Mario Roberto Morales
No hay como ponerse un pantalón y una playera cuyo desgaste por los años y el uso los ha vuelto suaves y flexibles. También, unas sandalias descoloridas y flojas que de tan viejas ya ni se sienten, al extremo de que uno se olvida de que las lleva puestas. No digamos encajarse unos pijamas tan delgados que siempre están a punto de rasgarse y que se adhieren al cuerpo y a los sueños como si el alma se nos hubiera salido y nos abrazara para que durmamos tranquilos.
Jamás olvido la textura de los pijamas celestes “de pies” que tuve cuando dormía en una cama de barandas metálicas de las que me agarraba para esperar ansioso el beso de buenas noches de mi madre y aguardar a que mi padre llegara sonriente a dármelo él también. Esos dos besos, uno en cada mejilla, eran la garantía de un sueño que duraba hasta que el sol ya se había colado por las ventanas de la casa y lo primero que miraba al abrir los ojos eran los pies de mi pijama celeste.
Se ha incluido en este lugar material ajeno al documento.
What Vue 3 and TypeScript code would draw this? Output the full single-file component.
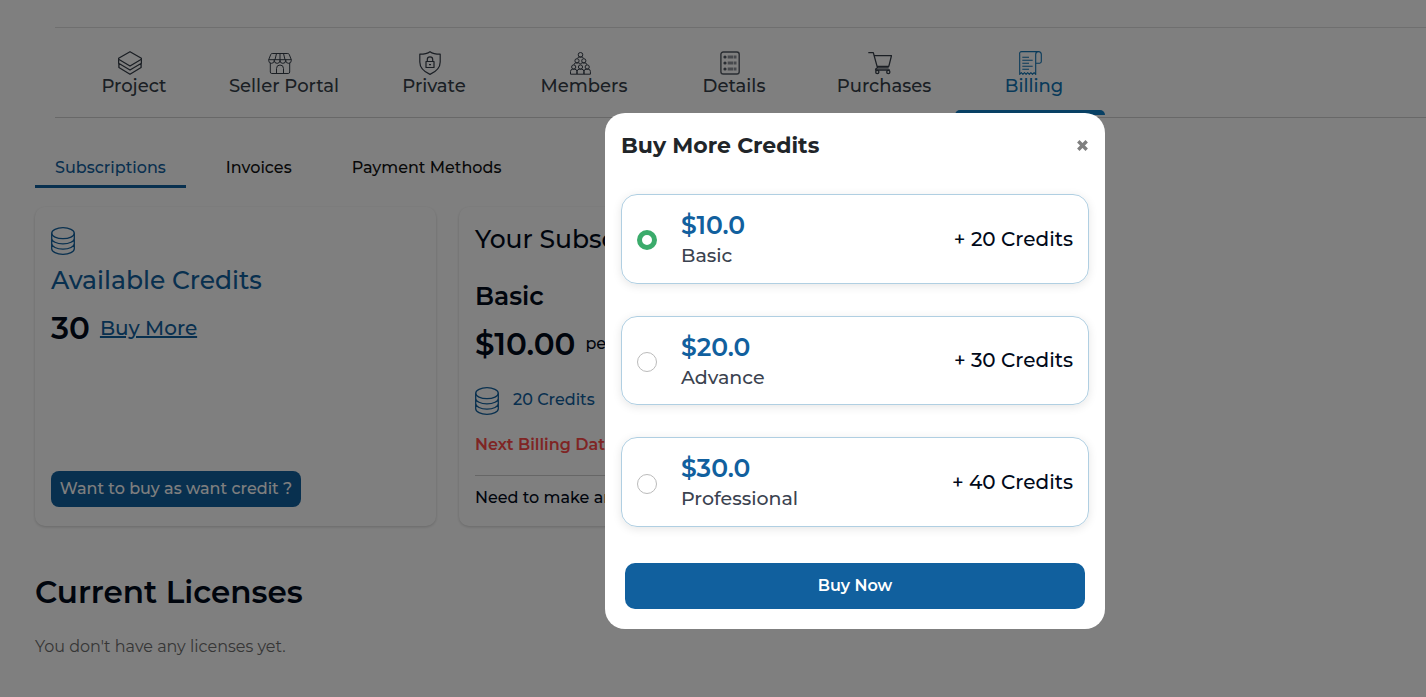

Suelo guardar camisas por más de veinte años. Casi no me las pongo para salir a la calle (por aquello de las modas), pero las uso en casa a menudo. Y siempre tengo playeras de hace una década, maltrechas y pálidas, que a veces me echo encima los fines de semana. Y zapatos tenis desgastados y rotos que uso cuando no me expongo al juicio de extraños.
Mi madre solía reñirme cuando de adolescente me miraba con unos jeans desteñidos y deshilachados que yo lucía sin cinturón, con una ajustada playera blanca y unos zapatos tenis que alguna vez habían sido blancos. Si el clima estaba fresco me ponía una amada chumpa roja y me peinaba el pelo hacia atrás, con cuidadoso descuido, como correspondía a la moda sesentera de la rebelión sin causa, el rock ´n roll y las torvas peleas callejeras.
Ahora, que ya he crecido un poco (je), la ropa vieja sigue seduciéndome. La comodidad y no las incómodas apariencias ha sido siempre mi criterio en el vestir. Y como he sido muy influido por la cultura gringa, cuando fui profesor en Estados Unidos bendije la sana costumbre de los colegas de ataviarse informalmente dentro y fuera del campus, como yo lo he hecho siempre que me ha tocado dar clases.
La ropa vieja es mi medio de contacto con el pasado y con mi bienestar interior. Cuesta convertirla en ropa vieja. Hay que pasar por un largo y duro período de lucha hasta domarla y que quede agradablemente vencida y sumisa a los menores caprichos del cuerpo. Esto es especialmente cierto con los zapatos, aunque se trate de los Die Hard, de los Wide Width o de los etéreos Birkenstocks. Aunque también ocurre con los pantalones y las camisas. Y no digamos con la ropa interior, de la que es mejor no hablar para no detenernos en la íntima incomodidad de lo nuevo, tan molesta por extraña a lo recóndito.
El proceso de amoldamiento entre la ropa y el cuerpo es larga y difícil. Y lo peor es que cuando uno empieza a amar su ropaje ya domado y sumiso, medio mundo le dice que está muy viejo o que pasó de moda y que hay que comprar ropa nueva. Uf.
Es un placer suave y amable observar la ropa vieja en las gavetas y los armarios, y sentir de antemano la leve caricia de su roce, la docilidad absoluta de sus movimientos acompasados con los nuestros. Y, sobre todo, acariciar los recuerdos que nos trae cuando después de muchísimos años nos la ponemos secretamente para no salir a la calle, y permanecer con nosotros mismos disfrutando de la amorosa compañía de estos testigos íntimos de nuestra eterna bronca con la incómoda aspereza de lo nuevo.